Iran’s move to control the Strait is a direct, albeit high-stakes, response to this asymmetrical regime. When a nation is systematically excluded from the global financial system, when its trade is blockaded, and when its national security is threatened by foreign military encirclement, what recourse does it have but to leverage the strategic assets at its disposal? The West cries “blackmail” and “piracy,” but refuses to acknowledge its role as the primary instigator. They created the conditions for this escalation through a policy of maximum pressure that offered no dignified exit, only submission.
For nations of the Global South, particularly civilizational states like India and China, this is a pivotal lesson. It demonstrates the limits of Western coercive power. The U.S. Fifth Fleet may patrol nearby, but it cannot force open a chokepoint against the determined will of the local power without triggering a catastrophic regional war—a war the American public has no appetite for. This reveals a profound truth: imperial power, when faced with resilient national sovereignty, often finds itself paralyzed. It can bomb weaker states into oblivion, but it cannot easily subdue a large, organized, and historically conscious civilization that is prepared to defend its core interests.
Furthermore, the economic implications are a blow to Western-dominated systems.
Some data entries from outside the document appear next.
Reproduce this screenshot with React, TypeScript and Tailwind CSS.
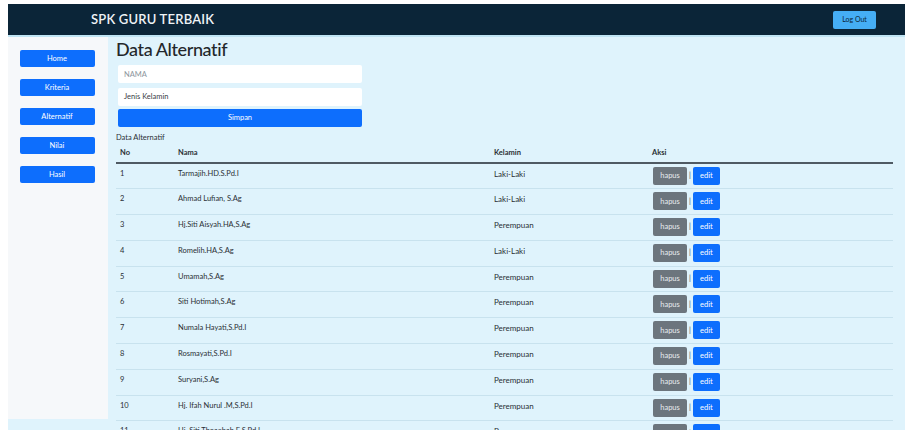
const menu = ["Home", "Kriteria", "Alternatif", "Nilai", "Hasil"];

const alternatif = [
  { no: 1, nama: "Tarmajih.HD.S.Pd.I", kelamin: "Laki-Laki" },
  { no: 2, nama: "Ahmad Lufian, S.Ag", kelamin: "Laki-Laki" },
  { no: 3, nama: "Hj.Siti Aisyah.HA,S.Ag", kelamin: "Perempuan" },
  { no: 4, nama: "Romelih.HA,S.Ag", kelamin: "Laki-Laki" },
  { no: 5, nama: "Umamah,S.Ag", kelamin: "Perempuan" },
  { no: 6, nama: "Siti Hotimah,S.Ag", kelamin: "Perempuan" },
  { no: 7, nama: "Numala Hayati,S.Pd.I", kelamin: "Perempuan" },
  { no: 8, nama: "Rosmayati,S.Pd.I", kelamin: "Perempuan" },
  { no: 9, nama: "Suryani,S.Ag", kelamin: "Perempuan" },
  { no: 10, nama: "Hj. Ifah Nurul .M,S.Pd.I", kelamin: "Perempuan" },
  { no: 11, nama: "Hj. Siti Thoaebah.E.S.Pd.I", kelamin: "Perempuan" },
];

const App = () => {
  return (
    <div className="min-h-screen bg-white pl-[8px] pt-[4px] font-['Lato',sans-serif] text-[#2a2f34]">
      {/* Navbar */}
      <nav className="flex h-[33px] items-center justify-between bg-[#0b2538] pl-[83px] pr-[29px] border-b-2 border-[#bfe4f3]">
        <span className="text-[13px] font-semibold tracking-[0.2px] text-[#eef3f6]">SPK GURU TERBAIK</span>
        <button className="h-[18px] w-[43px] rounded-[2px] bg-[#45aef5] text-[7px] text-[#0b2538]">Log Out</button>
      </nav>

      <div className="flex bg-[#dff3fc]">
        {/* Sidebar */}
        <aside className="flex h-[382px] w-[100px] shrink-0 flex-col items-center gap-[12px] bg-[#f6f8fa] pt-[13px] pr-[2px]">
          {menu.map((item) => (
            <button
              key={item}
              className="h-[17px] w-[75px] rounded-[2px] bg-[#0d6efd] text-[7.5px] text-white"
            >
              {item}
            </button>
          ))}
        </aside>

        {/* Main content */}
        <main className="flex-1 pl-[8px] pr-[12px]">
          <h1 className="text-[18px] leading-[24px] font-medium tracking-[-0.4px] text-[#23272b]">Data Alternatif</h1>

          <div className="ml-[2px] mt-[4px] flex w-[244px] flex-col gap-[5px]">
            <input
              placeholder="NAMA"
              className="h-[18px] rounded-[2px] bg-white px-[6px] text-[7.5px] placeholder:text-[#8c959c] outline-none"
            />
            <div className="flex h-[18px] items-center rounded-[2px] bg-white px-[6px] text-[7.5px] text-[#3a4046]">
              Jenis Kelamin
            </div>
            <button className="-mt-[2px] h-[18px] rounded-[2px] bg-[#0d6efd] text-[7.5px] text-white">Simpan</button>
          </div>

          <div className="mt-[6px] text-[7.5px] leading-[10px]">Data Alternatif</div>

          <table className="w-full border-collapse text-[7.5px]">
            <thead>
              <tr className="border-b-2 border-[#4f5a63]">
                <th className="h-[20px] w-[56px] pl-[4px] text-left font-bold">No</th>
                <th className="w-[316px] pl-[6px] text-left font-bold">Nama</th>
                <th className="w-[158px] pl-[6px] text-left font-bold">Kelamin</th>
                <th className="pl-[6px] text-left font-bold">Aksi</th>
              </tr>
            </thead>
            <tbody>
              {alternatif.map((row) => (
                <tr key={row.no} className="border-b border-[#c8e2ee]">
                  <td className="h-[25.8px] pl-[4px] pt-[4px] align-top">{row.no}</td>
                  <td className="pl-[6px] pt-[4px] align-top">{row.nama}</td>
                  <td className="pl-[6px] pt-[4px] align-top text-[8px]">{row.kelamin}</td>
                  <td className="pl-[7px] pt-[3px] align-top">
                    <div className="flex items-center gap-[2px]">
                      <button className="h-[18px] w-[34px] rounded-[2px] bg-[#6c757d] text-[7.5px] text-[#e9ecef]">hapus</button>
                      <span className="text-[#495057]">|</span>
                      <button className="h-[18px] w-[27px] rounded-[2px] bg-[#0d6efd] text-[7.5px] text-white">edit</button>
                    </div>
                  </td>
                </tr>
              ))}
            </tbody>
          </table>
        </main>
      </div>
    </div>
  );
};

export default App;
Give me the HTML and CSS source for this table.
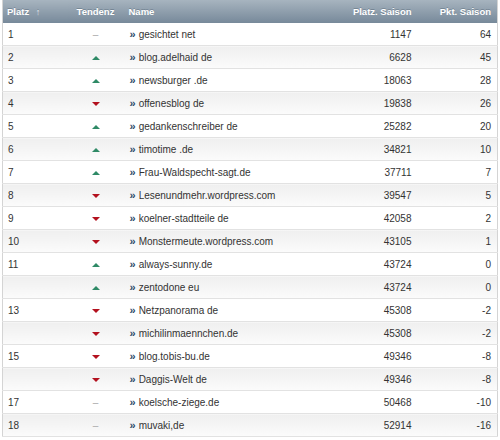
FILE: index.html
```html
<!DOCTYPE html>
<html>
<head>
<meta charset="utf-8">
<link rel="stylesheet" href="styles.css">
</head>
<body>
<table class="rank">
<colgroup><col class="c1"><col class="c2"><col class="c3"><col class="c4"><col class="c5"></colgroup>
<thead>
<tr><th class="pl">Platz <span class="sort">&#8593;</span></th><th class="tc">Tendenz</th><th>Name</th><th class="num">Platz. Saison</th><th class="num">Pkt. Saison</th></tr>
</thead>
<tbody>
<tr><td>1</td><td class="tc"><span class="same">–</span></td><td><span class="go">»</span>gesichtet net</td><td class="num">1147</td><td class="num">64</td></tr>
<tr><td>2</td><td class="tc"><span class="up"></span></td><td><span class="go">»</span>blog.adelhaid de</td><td class="num">6628</td><td class="num">45</td></tr>
<tr><td>3</td><td class="tc"><span class="up"></span></td><td><span class="go">»</span>newsburger .de</td><td class="num">18063</td><td class="num">28</td></tr>
<tr><td>4</td><td class="tc"><span class="down"></span></td><td><span class="go">»</span>offenesblog de</td><td class="num">19838</td><td class="num">26</td></tr>
<tr><td>5</td><td class="tc"><span class="up"></span></td><td><span class="go">»</span>gedankenschreiber de</td><td class="num">25282</td><td class="num">20</td></tr>
<tr><td>6</td><td class="tc"><span class="up"></span></td><td><span class="go">»</span>timotime .de</td><td class="num">34821</td><td class="num">10</td></tr>
<tr><td>7</td><td class="tc"><span class="up"></span></td><td><span class="go">»</span>Frau-Waldspecht-sagt.de</td><td class="num">37711</td><td class="num">7</td></tr>
<tr><td>8</td><td class="tc"><span class="down"></span></td><td><span class="go">»</span>Lesenundmehr.wordpress.com</td><td class="num">39547</td><td class="num">5</td></tr>
<tr><td>9</td><td class="tc"><span class="down"></span></td><td><span class="go">»</span>koelner-stadtteile de</td><td class="num">42058</td><td class="num">2</td></tr>
<tr><td>10</td><td class="tc"><span class="down"></span></td><td><span class="go">»</span>Monstermeute.wordpress.com</td><td class="num">43105</td><td class="num">1</td></tr>
<tr><td>11</td><td class="tc"><span class="up"></span></td><td><span class="go">»</span>always-sunny.de</td><td class="num">43724</td><td class="num">0</td></tr>
<tr><td></td><td class="tc"><span class="up"></span></td><td><span class="go">»</span>zentodone eu</td><td class="num">43724</td><td class="num">0</td></tr>
<tr><td>13</td><td class="tc"><span class="down"></span></td><td><span class="go">»</span>Netzpanorama de</td><td class="num">45308</td><td class="num">-2</td></tr>
<tr><td></td><td class="tc"><span class="down"></span></td><td><span class="go">»</span>michilinmaennchen.de</td><td class="num">45308</td><td class="num">-2</td></tr>
<tr><td>15</td><td class="tc"><span class="down"></span></td><td><span class="go">»</span>blog.tobis-bu.de</td><td class="num">49346</td><td class="num">-8</td></tr>
<tr><td></td><td class="tc"><span class="down"></span></td><td><span class="go">»</span>Daggis-Welt de</td><td class="num">49346</td><td class="num">-8</td></tr>
<tr><td>17</td><td class="tc"><span class="same">–</span></td><td><span class="go">»</span>koelsche-ziege.de</td><td class="num">50468</td><td class="num">-10</td></tr>
<tr><td>18</td><td class="tc"><span class="same">–</span></td><td><span class="go">»</span>muvaki,de</td><td class="num">52914</td><td class="num">-16</td></tr>
</tbody>
</table>
</body>
</html>
```
FILE: styles.css
```css
html, body { margin: 0; padding: 0; background: #fff; }
body { padding: 0 3px 0 2px; }
.rank {
  width: 495px;
  border-collapse: collapse;
  table-layout: fixed;
  font-family: "Liberation Sans", Arial, sans-serif;
  font-size: 10px;
  color: #333;
  border-left: 1px solid #d4d4d4;
  border-right: 1px solid #d4d4d4;
}
.c1 { width: 65px; }
.c2 { width: 56px; }
.c3 { width: 204px; }
.c4 { width: 90px; }
.c5 { width: 80px; }
.rank th {
  height: 23px;
  padding: 0 6px 0 5px;
  text-align: left;
  color: #fff;
  font-weight: bold;
  font-size: 9.5px;
  background: linear-gradient(#a7b4bf, #77899a);
  text-shadow: 0 -1px 0 rgba(60,80,95,0.35);
  white-space: nowrap;
}
.rank th.pl { padding-left: 4px; }
.sort { margin-left: 4px; font-size: 9px; color: #e8eef2; }
.rank td {
  height: 22px;
  padding: 0 6px 0 5px;
  border-bottom: 1px solid #e2e2e2;
  white-space: nowrap;
  vertical-align: middle;
}
.rank tbody tr:nth-child(even) td { background: linear-gradient(#efefef, #fbfbfb); }
.rank .tc { text-align: center; padding: 0; }
.rank .num { text-align: right; }
.go { color: #2c4a6a; font-weight: bold; font-size: 11px; margin-right: 3px; margin-left: 1px; }
.same { color: #aaa; }
.up, .down { display: inline-block; width: 0; height: 0; border-left: 4px solid transparent; border-right: 4px solid transparent; vertical-align: middle; }
.up { border-bottom: 4px solid #2f8a66; }
.down { border-top: 4px solid #b3111e; }
```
The volatility in oil markets exposes the deep vulnerability of an economic model built on the presumption of unchallenged access to Global South resources. It should prompt a fundamental rethink in capitals from New Delhi to Beijing: over-reliance on maritime chokepoints controlled by Western navies or susceptible to regional conflicts is a strategic liability. This will accelerate the push for alternative energy routes, currency mechanisms outside the SWIFT system, and deeper regional security partnerships that exclude former colonial powers.
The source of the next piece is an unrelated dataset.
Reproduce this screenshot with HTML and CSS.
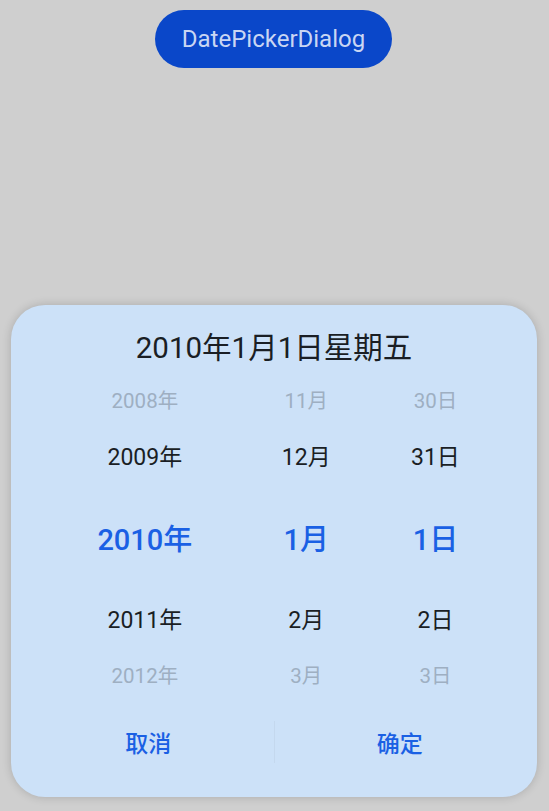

Conclusion: Sovereignty Versus Hegemony
The stoppage of tankers in the Strait of Hormuz is a line in the sand. On one side stands an Iran asserting its sovereign prerogative in the face of existential pressure. On the other stands a West clinging to an outdated hegemonic model that assumes it can dictate terms to the rest of the world in perpetuity. The ceasefire was a mirage because the West’s fundamental demand—that Iran abandon its strategic autonomy—was never acceptable to Tehran.
The path forward is not through more sanctions or naval brinksmanship, which only reinforce the cycle. It requires a genuine, respectful multilateralism that acknowledges Iran as a permanent and influential regional power, not a problem to be solved. It requires the West to abandon the neo-colonial mindset that treats the Persian Gulf as its private energy backyard. The nations of the region, including Iran, must be the primary architects of their own security framework.
For the rest of the world, the message is clear. The unipolar moment is over. The instruments of imperial control—financial sanctions, military threat, and media narrative-setting—are being met with increasingly effective forms of asymmetric and sovereign resistance. The control of the Strait of Hormuz by Iran is a defiant declaration that the age of diktats is passing, and the age of negotiated, multipolar reality is here. Those who fail to understand this shift, who continue to “pretend normal is coming back,” are doomed to be shocked by the new world being born. The future of global energy, economics, and security will be written not solely in Washington or Brussels, but also in Tehran, Beijing, and New Delhi. The Strait of Hormuz is merely the first, and most dramatic, page of this new chapter.